TASK DETAILS: What is the number of lines containing the word "index"? Please answer with that number and nothing more.

++++ STORED DATA ++++

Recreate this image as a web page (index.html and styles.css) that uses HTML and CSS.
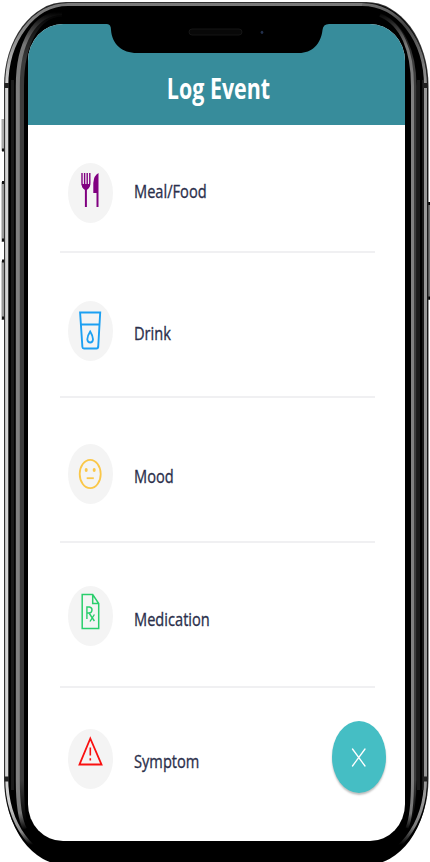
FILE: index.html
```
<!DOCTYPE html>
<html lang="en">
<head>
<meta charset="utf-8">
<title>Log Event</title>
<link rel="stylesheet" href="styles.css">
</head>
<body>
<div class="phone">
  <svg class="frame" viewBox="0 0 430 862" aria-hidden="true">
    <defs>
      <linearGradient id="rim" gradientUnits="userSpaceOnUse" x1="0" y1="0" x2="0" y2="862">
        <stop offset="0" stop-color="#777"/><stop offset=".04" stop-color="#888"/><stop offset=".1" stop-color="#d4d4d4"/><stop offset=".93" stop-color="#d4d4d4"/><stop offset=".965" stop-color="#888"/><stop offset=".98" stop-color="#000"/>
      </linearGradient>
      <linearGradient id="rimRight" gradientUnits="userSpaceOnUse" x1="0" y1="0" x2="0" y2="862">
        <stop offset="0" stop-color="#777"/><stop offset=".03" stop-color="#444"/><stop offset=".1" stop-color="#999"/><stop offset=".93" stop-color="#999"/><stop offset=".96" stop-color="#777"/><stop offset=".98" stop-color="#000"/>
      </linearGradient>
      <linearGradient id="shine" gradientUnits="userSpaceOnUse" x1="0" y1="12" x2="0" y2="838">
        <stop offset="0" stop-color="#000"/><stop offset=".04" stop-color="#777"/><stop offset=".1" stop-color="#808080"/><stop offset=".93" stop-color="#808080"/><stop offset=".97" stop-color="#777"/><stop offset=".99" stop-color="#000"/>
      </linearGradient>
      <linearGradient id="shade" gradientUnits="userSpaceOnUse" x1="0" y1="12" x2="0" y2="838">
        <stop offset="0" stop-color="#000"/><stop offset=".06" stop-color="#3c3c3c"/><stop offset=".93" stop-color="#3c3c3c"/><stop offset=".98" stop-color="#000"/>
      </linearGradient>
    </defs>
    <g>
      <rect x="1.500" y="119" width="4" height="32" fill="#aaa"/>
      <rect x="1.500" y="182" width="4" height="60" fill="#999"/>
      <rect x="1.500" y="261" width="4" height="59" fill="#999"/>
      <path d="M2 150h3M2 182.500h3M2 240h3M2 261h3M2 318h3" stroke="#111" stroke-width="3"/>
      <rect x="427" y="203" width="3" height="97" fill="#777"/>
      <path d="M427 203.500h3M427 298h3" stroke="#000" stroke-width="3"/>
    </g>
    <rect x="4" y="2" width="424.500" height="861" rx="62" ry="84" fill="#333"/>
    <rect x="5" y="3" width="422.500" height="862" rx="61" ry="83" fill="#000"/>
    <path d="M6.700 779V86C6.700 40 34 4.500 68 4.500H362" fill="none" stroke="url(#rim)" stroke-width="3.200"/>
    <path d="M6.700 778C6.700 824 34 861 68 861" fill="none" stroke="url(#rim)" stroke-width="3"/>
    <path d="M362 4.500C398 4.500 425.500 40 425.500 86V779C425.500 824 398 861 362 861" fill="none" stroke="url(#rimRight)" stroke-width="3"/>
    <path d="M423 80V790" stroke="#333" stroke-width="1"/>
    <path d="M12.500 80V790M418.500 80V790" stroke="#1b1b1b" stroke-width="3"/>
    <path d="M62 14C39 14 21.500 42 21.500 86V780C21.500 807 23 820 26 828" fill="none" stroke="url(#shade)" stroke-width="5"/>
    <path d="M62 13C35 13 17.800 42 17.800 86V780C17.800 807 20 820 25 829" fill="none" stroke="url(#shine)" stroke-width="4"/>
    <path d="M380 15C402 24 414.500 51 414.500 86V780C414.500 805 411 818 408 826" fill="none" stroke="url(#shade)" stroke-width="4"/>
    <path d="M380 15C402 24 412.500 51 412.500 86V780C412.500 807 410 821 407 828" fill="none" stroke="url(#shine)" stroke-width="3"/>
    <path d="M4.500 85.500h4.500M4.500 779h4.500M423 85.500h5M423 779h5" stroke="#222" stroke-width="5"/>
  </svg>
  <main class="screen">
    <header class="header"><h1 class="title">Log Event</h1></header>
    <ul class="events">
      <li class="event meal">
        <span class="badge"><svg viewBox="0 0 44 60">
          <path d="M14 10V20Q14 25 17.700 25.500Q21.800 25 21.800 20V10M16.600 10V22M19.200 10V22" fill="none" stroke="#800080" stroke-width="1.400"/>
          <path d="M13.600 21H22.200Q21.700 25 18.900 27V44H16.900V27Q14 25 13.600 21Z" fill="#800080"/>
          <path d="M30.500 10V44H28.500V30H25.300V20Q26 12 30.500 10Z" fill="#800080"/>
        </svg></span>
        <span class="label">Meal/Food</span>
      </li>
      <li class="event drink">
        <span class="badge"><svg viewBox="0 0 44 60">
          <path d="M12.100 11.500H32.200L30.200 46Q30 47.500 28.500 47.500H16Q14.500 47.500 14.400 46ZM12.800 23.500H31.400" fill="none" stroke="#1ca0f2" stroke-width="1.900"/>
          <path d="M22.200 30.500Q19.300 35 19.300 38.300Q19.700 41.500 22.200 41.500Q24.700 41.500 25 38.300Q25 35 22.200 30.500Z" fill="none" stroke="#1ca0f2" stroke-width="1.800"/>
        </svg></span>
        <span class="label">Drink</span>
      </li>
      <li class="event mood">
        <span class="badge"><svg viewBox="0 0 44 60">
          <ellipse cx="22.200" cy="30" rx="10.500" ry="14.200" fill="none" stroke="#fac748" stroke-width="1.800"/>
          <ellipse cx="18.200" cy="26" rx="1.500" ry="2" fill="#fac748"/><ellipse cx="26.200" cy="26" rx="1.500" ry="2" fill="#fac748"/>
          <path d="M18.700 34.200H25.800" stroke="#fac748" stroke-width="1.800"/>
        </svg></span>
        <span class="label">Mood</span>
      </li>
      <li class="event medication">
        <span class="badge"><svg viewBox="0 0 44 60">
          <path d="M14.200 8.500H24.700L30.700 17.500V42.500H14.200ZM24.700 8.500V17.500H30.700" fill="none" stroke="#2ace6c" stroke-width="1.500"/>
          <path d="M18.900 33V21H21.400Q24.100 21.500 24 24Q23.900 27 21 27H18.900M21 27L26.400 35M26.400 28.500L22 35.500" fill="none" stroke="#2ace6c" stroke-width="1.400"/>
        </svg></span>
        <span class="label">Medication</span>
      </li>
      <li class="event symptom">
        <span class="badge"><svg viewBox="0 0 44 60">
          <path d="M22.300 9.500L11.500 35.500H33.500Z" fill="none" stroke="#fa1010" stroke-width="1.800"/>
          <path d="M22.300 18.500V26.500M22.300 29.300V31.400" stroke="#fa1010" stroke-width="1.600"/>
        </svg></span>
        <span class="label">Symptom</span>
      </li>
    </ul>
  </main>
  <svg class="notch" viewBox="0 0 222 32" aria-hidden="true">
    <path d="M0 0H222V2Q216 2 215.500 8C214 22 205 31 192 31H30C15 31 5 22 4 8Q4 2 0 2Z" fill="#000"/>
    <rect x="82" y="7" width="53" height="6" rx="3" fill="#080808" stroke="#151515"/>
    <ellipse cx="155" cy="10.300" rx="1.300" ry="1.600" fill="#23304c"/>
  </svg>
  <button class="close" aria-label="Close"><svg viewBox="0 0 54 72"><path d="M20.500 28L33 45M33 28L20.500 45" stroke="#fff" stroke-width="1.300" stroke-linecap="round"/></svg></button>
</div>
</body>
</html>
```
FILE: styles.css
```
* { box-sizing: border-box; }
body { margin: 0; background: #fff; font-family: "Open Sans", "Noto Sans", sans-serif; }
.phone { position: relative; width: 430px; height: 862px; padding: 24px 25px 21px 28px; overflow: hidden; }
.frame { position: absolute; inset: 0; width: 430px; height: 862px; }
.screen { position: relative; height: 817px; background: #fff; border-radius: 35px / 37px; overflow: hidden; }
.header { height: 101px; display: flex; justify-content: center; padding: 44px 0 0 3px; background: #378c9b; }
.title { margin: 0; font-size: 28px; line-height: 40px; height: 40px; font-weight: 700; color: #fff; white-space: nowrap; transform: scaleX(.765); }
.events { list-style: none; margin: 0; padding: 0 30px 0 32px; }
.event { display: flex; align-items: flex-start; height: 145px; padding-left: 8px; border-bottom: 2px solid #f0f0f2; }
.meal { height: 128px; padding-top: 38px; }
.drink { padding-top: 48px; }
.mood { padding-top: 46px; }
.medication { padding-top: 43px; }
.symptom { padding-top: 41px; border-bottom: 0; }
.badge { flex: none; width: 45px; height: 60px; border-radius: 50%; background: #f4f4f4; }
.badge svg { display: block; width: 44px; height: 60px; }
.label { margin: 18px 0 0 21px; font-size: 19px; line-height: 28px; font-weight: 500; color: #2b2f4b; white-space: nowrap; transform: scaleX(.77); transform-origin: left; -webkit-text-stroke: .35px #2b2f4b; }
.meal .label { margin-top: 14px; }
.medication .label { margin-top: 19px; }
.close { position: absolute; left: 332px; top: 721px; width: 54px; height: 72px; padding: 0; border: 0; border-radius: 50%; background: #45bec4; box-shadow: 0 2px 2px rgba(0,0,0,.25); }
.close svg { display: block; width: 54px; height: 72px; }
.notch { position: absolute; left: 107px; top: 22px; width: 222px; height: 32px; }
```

++++

OUTPUT BELOW: 2